1. Caesar salad has nothing to do with any of the Caesar. It was first concocted in a bar in Tijuana, Mexico, in the 1920's.
A bar? Did I say a BAR???? Good grief, I would have concocted a drink with that name! And people would be a LOT happier drinking it than eating a boring salad. Et Tu, Brutus!
2. A raisin dropped in a glass of fresh champagne will bounce up and down continually from the bottom of the glass to the top.
I know you are going to buy a big bottle of the bubbly to try this, aren't you? I know I am! I heard before that if your champagne goes flat, if you add a raisan it will get its bubbles back too. So here's to you (glasses clicking)..and Me (hic!)...if we try it and it doesn't work, then we can drink our sorrows away together. Geez, I just noticed that No. 1 and No. 2 of this Useless Tidbits list involves alcohol already. Maybe I am on a roll....

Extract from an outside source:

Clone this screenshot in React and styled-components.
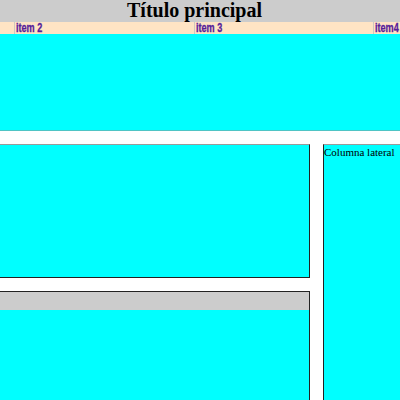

3. Celery has negative calories! It takes more calories to eat a piece of celery than the celery has in it to begin with.
But, who wants to eat it? Although if I ate celery all day long I could "bank up" about 300 calories and go have a milkshake..this might work for me. Or, I could have that bottle of bubbly without guilt and use the strings from the celery as dental floss to clean out my teeth. (See? I KNEW I could work in alcohol into Tidbit #3!!)
4. You burn more calories sleeping than you do watching television.
That's IT!! I am going to publish the new diet for the world and become filthy rich! The Eat Celery all night and then go to Bed Diet"!!! Wanna join me in the Bahamas after I make a shitload of money from it? Who wants to be my first control group??
5. The two longest one-syllable words in the English language is "screeched & strengths."
I know you. You are going to go to your dictionary and go word by word to see if this is correct. I don't blame you. I hope I will still be blogging when you leave a comment to tell me this is wrong or right. Of course, now that they are making up new words at a fast pace, by then, there may be a new word that beats them.
6. Barbie's measurements if she were life size: 39-23-33.
Is that before her boob job, or after? She is going to have to buy all her clothes from Fredrick's of Hollywood to make sure her tops fit and then buy her pants in the boy's department for her narrow hips.
7. Barbie's full first name is Barbara Millicent Roberts.
Her mother was very, very cruel. She showed HER....she runs around naked now with her hair all cut up from all those little girls that sheared her off and hanging around the gutters of messy closets (doing who-knows-what) with Ken. Note to self: it is very important to name your children so that they have no trauma from it.
8. All of the clocks in Pulp Fiction are stuck on 4:20.
Someone look this up for us and tell us why the Producer/Director did this? Because I am WAY too lazy. I just watched Pulp Fiction for the John Travolta eye candy....like most women did. (You mean there was a plot? With symbolism? Who knew???)
9. A coat hanger is 44 inches long if straightened.
Just in case you wanted to make a back of your calf scratcher or something. And why didn't they make them 43 inches or 45 inches?? Why? Oh Lord, WHY????? And who took the time to measure this? Why did they need to?
10. "Dreamt" is the only English word that ends in the letters "mt".
Ah hell, you might as well look this up at the same time you look up what words are the longest one-syllable words in there. Here I thought there was the word: pimt (as in what a prostitute is by their pimp). Or humt (what my sock is from the chiquaqua...or wait..that is humped)....sorry....I bet my computer spell check wouldn't have corrected THAT ONE! But you know, with all that texting going on, the dictionary is going to change..you just wait and see!!